--- BEGIN ENTRIES ---
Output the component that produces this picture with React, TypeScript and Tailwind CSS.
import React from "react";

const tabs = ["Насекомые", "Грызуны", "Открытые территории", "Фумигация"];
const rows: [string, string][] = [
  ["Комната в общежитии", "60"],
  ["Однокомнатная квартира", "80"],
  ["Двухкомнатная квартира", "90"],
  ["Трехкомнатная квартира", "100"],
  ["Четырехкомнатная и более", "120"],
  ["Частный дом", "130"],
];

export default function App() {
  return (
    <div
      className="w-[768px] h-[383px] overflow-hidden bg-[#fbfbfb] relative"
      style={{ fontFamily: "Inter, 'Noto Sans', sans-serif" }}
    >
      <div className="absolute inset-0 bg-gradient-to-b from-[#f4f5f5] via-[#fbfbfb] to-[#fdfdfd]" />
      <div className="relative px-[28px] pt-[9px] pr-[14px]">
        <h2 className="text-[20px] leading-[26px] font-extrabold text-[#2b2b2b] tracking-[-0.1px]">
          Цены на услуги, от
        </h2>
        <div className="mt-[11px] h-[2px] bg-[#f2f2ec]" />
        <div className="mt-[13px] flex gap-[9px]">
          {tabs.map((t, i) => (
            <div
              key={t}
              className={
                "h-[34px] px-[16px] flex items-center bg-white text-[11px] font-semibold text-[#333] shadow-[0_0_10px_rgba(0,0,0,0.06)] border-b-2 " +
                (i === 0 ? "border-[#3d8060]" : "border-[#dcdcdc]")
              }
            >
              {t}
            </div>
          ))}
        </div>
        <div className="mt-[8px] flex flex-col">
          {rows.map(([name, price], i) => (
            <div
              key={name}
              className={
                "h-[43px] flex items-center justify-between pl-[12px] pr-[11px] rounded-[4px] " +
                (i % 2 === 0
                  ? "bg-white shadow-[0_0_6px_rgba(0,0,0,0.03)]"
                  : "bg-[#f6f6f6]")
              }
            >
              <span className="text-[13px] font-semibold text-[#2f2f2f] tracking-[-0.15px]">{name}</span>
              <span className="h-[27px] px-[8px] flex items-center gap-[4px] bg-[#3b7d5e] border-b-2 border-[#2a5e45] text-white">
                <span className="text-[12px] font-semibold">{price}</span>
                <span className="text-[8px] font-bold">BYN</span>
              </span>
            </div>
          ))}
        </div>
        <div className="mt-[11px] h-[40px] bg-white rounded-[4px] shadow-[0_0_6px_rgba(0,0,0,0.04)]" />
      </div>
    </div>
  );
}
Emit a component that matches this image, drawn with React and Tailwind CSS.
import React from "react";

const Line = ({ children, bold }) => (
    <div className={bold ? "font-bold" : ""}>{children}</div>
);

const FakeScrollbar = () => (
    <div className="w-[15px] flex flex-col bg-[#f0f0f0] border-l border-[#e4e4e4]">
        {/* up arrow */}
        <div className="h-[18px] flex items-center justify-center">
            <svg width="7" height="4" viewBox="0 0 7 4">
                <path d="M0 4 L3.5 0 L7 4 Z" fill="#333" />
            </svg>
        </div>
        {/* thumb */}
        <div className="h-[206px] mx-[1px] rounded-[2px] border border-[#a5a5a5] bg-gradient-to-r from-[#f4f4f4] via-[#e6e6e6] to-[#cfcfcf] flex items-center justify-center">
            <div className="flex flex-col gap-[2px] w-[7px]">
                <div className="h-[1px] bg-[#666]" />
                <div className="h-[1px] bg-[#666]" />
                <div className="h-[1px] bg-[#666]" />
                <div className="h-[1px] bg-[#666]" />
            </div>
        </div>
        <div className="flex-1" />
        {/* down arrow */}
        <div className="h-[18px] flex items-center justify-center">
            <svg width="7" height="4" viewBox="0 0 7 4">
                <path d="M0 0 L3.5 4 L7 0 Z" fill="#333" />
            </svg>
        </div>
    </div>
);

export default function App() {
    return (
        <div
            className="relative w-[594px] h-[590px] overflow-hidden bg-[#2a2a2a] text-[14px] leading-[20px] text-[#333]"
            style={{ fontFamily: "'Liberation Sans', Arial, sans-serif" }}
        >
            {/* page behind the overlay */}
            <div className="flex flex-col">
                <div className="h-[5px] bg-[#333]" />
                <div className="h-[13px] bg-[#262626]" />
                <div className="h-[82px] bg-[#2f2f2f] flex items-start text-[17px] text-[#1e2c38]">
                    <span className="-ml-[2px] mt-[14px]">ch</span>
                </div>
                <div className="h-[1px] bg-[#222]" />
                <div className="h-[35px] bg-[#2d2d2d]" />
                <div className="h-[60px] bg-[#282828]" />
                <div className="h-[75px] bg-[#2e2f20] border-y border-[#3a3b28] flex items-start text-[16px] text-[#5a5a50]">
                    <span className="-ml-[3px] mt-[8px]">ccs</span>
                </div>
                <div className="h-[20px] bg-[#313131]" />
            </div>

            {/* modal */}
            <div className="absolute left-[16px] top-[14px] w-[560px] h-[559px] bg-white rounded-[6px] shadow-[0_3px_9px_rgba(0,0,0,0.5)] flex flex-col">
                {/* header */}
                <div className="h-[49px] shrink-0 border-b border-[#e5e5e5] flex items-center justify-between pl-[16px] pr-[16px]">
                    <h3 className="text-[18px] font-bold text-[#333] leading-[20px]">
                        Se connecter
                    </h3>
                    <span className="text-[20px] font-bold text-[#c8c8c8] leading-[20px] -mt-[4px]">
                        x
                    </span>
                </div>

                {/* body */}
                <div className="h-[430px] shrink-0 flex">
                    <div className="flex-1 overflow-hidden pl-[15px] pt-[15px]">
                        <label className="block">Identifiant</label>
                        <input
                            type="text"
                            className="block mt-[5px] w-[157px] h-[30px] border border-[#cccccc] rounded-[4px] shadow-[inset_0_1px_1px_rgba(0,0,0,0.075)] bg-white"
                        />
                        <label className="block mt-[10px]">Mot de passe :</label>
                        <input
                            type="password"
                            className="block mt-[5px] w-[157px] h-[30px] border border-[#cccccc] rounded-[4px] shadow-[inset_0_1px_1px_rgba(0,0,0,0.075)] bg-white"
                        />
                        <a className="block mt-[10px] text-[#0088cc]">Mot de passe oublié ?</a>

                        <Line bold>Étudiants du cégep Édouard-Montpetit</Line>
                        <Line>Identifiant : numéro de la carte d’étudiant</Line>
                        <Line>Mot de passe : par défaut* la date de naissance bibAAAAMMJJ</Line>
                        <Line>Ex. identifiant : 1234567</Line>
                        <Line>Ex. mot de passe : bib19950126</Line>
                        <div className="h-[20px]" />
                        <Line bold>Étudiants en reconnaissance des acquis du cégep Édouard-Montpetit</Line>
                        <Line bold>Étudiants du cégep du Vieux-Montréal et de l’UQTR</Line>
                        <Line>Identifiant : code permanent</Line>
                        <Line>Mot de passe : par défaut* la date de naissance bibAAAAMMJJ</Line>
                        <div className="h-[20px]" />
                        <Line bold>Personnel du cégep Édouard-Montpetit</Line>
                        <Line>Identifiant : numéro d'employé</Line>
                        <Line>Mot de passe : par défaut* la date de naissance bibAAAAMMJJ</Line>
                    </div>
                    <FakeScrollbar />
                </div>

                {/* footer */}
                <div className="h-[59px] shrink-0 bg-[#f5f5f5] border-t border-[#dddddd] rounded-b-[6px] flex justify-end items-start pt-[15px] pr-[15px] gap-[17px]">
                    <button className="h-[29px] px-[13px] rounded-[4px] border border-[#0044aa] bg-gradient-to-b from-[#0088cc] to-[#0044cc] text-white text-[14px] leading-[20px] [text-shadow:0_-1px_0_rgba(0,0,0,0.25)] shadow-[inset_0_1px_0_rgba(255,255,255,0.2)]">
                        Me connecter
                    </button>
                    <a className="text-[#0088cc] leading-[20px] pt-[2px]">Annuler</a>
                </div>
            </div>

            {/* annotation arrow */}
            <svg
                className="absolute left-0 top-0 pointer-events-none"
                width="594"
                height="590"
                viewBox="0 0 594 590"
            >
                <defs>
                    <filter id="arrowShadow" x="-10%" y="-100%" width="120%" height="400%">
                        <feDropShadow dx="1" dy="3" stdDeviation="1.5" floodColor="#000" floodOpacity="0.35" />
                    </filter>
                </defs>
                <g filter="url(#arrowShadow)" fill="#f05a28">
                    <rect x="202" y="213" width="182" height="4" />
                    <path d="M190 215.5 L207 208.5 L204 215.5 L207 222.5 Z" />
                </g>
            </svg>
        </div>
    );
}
--- END ENTRIES ---
--- BEGIN ENTRIES ---
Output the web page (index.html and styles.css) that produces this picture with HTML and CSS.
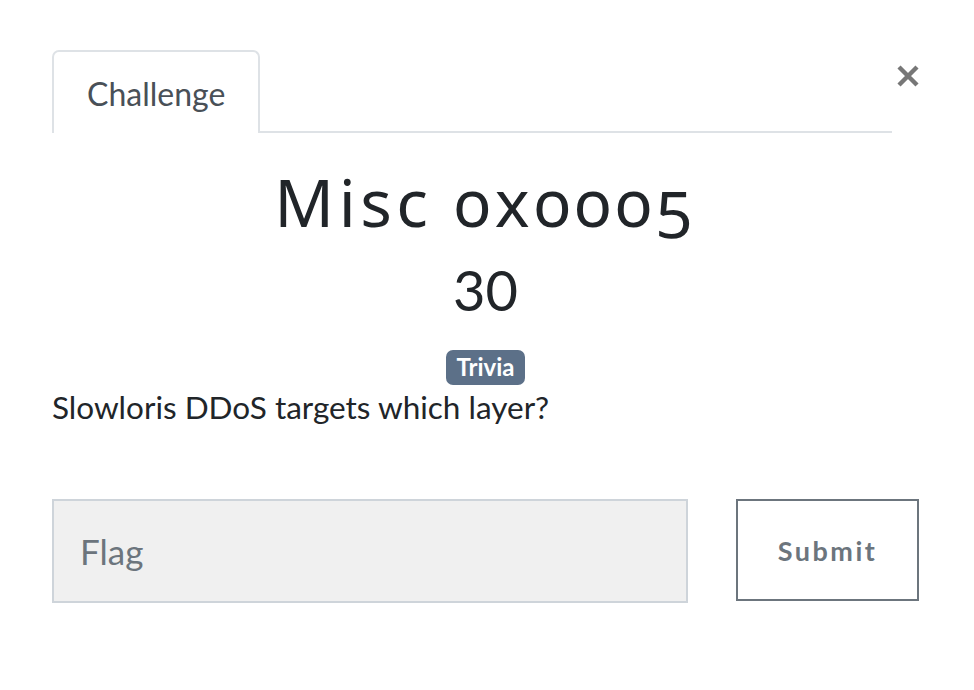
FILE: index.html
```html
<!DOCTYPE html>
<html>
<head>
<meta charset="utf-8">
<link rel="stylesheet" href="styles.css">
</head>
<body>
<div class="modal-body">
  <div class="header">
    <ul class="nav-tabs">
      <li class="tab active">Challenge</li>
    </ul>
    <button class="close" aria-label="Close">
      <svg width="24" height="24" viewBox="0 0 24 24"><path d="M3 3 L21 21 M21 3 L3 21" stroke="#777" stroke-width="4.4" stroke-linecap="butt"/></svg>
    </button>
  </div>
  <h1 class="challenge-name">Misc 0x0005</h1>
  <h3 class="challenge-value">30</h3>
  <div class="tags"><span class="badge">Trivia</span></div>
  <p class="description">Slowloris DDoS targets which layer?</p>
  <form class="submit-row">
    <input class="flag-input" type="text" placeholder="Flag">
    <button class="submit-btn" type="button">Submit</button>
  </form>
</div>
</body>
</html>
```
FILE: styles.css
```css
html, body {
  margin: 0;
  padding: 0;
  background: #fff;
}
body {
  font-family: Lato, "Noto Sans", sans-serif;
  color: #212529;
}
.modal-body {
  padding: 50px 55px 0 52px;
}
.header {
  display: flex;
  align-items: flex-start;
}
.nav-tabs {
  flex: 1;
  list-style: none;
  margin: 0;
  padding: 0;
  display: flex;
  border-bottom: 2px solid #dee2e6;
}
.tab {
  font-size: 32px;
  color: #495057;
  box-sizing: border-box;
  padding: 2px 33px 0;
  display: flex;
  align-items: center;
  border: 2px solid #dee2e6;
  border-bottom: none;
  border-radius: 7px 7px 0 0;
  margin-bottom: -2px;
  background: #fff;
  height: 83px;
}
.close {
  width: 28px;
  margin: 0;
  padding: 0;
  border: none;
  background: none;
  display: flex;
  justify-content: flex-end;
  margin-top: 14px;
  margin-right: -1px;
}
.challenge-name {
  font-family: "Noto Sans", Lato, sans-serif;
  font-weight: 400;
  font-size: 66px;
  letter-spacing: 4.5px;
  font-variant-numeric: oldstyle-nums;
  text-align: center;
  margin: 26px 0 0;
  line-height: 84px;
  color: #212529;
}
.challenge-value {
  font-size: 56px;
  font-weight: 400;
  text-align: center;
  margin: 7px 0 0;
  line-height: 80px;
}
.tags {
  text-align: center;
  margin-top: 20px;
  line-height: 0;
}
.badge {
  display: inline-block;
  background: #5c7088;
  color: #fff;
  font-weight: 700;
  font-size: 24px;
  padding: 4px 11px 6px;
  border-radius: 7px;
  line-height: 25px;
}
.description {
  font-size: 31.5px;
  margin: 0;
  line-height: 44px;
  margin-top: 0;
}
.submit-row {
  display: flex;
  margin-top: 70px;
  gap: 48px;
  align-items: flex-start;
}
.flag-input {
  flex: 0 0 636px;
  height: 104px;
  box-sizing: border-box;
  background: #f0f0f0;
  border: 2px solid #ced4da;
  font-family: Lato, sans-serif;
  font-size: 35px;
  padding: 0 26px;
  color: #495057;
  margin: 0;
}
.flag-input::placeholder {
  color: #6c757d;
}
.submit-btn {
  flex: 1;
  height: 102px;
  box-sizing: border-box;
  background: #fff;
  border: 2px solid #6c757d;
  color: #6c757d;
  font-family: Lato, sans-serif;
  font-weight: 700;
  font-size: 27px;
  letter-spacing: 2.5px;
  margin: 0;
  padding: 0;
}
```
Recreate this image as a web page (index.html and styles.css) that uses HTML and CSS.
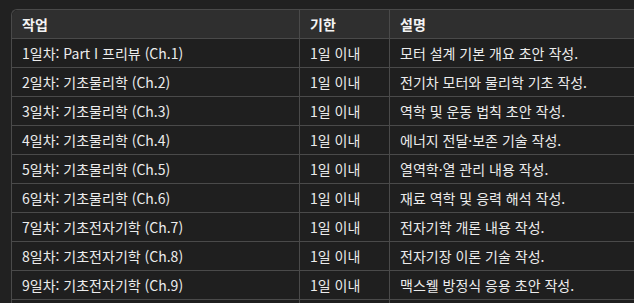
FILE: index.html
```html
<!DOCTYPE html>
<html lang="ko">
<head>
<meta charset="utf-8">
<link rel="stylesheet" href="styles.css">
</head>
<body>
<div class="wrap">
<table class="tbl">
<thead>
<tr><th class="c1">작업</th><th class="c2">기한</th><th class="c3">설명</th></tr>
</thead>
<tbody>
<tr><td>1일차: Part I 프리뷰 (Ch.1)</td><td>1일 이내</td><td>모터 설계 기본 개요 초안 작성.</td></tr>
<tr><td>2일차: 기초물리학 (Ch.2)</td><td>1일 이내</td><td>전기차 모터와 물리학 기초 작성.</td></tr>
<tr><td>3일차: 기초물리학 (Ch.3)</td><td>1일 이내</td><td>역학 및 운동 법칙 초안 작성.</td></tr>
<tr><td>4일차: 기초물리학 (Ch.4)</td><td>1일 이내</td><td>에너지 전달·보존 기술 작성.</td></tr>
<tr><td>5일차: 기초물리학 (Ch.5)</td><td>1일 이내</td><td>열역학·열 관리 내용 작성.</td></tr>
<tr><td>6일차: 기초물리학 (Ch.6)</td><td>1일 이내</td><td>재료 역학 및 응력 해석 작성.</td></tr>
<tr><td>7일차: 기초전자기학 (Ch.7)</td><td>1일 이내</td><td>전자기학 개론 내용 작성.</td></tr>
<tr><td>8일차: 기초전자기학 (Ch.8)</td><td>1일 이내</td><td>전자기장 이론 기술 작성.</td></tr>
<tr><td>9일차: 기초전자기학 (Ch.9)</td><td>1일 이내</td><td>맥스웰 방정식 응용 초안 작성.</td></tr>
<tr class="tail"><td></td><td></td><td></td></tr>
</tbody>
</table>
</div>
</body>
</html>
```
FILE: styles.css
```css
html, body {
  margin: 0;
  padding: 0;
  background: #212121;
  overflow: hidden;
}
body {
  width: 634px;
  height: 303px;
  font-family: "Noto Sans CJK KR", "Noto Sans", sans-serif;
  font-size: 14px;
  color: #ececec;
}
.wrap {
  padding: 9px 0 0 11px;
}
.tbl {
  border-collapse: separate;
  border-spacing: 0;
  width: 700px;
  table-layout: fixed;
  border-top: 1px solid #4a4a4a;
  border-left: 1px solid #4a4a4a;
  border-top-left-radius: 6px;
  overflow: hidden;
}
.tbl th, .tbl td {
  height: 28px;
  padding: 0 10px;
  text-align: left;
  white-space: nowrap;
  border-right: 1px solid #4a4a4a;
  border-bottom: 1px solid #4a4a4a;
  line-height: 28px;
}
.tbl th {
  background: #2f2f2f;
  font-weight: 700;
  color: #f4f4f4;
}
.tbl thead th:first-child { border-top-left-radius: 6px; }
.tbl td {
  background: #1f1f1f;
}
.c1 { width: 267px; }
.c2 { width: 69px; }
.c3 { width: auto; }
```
--- END ENTRIES ---
WHAT YOU ARE ASKED TO DO »
From the data, collect all lines where the string "picture" appears.

SOLUTION TO THIS EXERCISE »
Output the component that produces this picture with React, TypeScript and Tailwind CSS.
Output the web page (index.html and styles.css) that produces this picture with HTML and CSS.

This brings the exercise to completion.